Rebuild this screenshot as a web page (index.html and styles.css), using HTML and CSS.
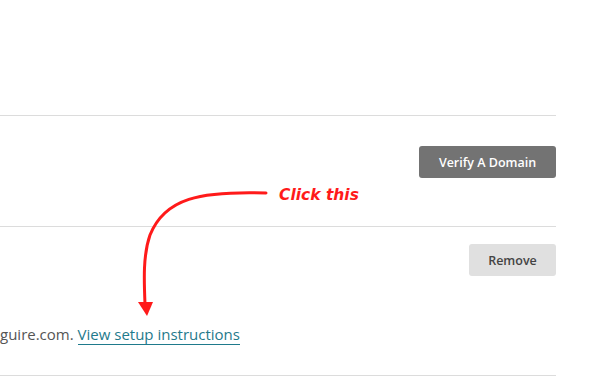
FILE: index.html
```html
<!DOCTYPE html>
<html lang="en">
<head>
  <meta charset="UTF-8">
  <title>Domains</title>
  <link rel="stylesheet" href="styles.css">
</head>
<body>
  <div class="settings">
    <div class="row row-top"></div>
    <div class="row row-verify">
      <button class="btn btn-dark">Verify A Domain</button>
    </div>
    <div class="row row-domain">
      <div class="actions">
        <button class="btn btn-light">Remove</button>
      </div>
      <p class="note">guire.com. <a href="#">View setup instructions</a></p>
    </div>

    <!-- annotation -->
    <svg class="arrow" width="601" height="389" viewBox="0 0 601 389">
      <path d="M266 193 C 200 191, 165 198, 150 235 C 143 255, 144 280, 145 304" fill="none" stroke="#ff1a1a" stroke-width="3" stroke-linecap="round"/>
      <polygon points="138,302 153,302 147,316" fill="#ff1a1a"/>
    </svg>
    <span class="callout">Click this</span>
  </div>
</body>
</html>
```

FILE: styles.css
```css
* {
  margin: 0;
  padding: 0;
  box-sizing: border-box;
}

body {
  font-family: "Open Sans", Arial, sans-serif;
  background-color: #fff;
  color: #555;
}

.settings {
  position: relative;
  width: 556px;
  height: 389px;
}

.row {
  border-bottom: 1px solid #dcdcdc;
}

.row-top {
  height: 116px;
}

.row-verify {
  height: 111px;
  display: flex;
  justify-content: flex-end;
  padding-top: 30px;
}

.row-domain {
  height: 149px;
  padding-top: 17px;
}

.actions {
  display: flex;
  justify-content: flex-end;
}

.btn {
  font-family: "Open Sans", Arial, sans-serif;
  font-size: 12.5px;
  font-weight: 600;
  height: 32px;
  border: none;
  border-radius: 3px;
  cursor: pointer;
}

.btn-dark {
  width: 137px;
  background-color: #737373;
  color: #fff;
}

.btn-light {
  width: 87px;
  background-color: #e0e0e0;
  color: #444;
}

.note {
  margin-top: 48px;
  font-size: 15px;
  line-height: 20px;
  color: #555;
}

.note a {
  color: #1f7a8c;
  text-decoration: none;
  border-bottom: 1px solid #1f7a8c;
}

.arrow {
  position: absolute;
  left: 0;
  top: 0;
  pointer-events: none;
}

.callout {
  position: absolute;
  left: 279px;
  top: 186px;
  font-family: "DejaVu Sans", sans-serif;
  font-size: 15.5px;
  font-weight: bold;
  font-style: italic;
  color: #ff1a1a;
}
```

================================

◆ Directions
Copy each line of the listing that holds the word "this".

◆ Response to the task
Rebuild this screenshot as a web page (index.html and styles.css), using HTML and CSS.
    <span class="callout">Click this</span>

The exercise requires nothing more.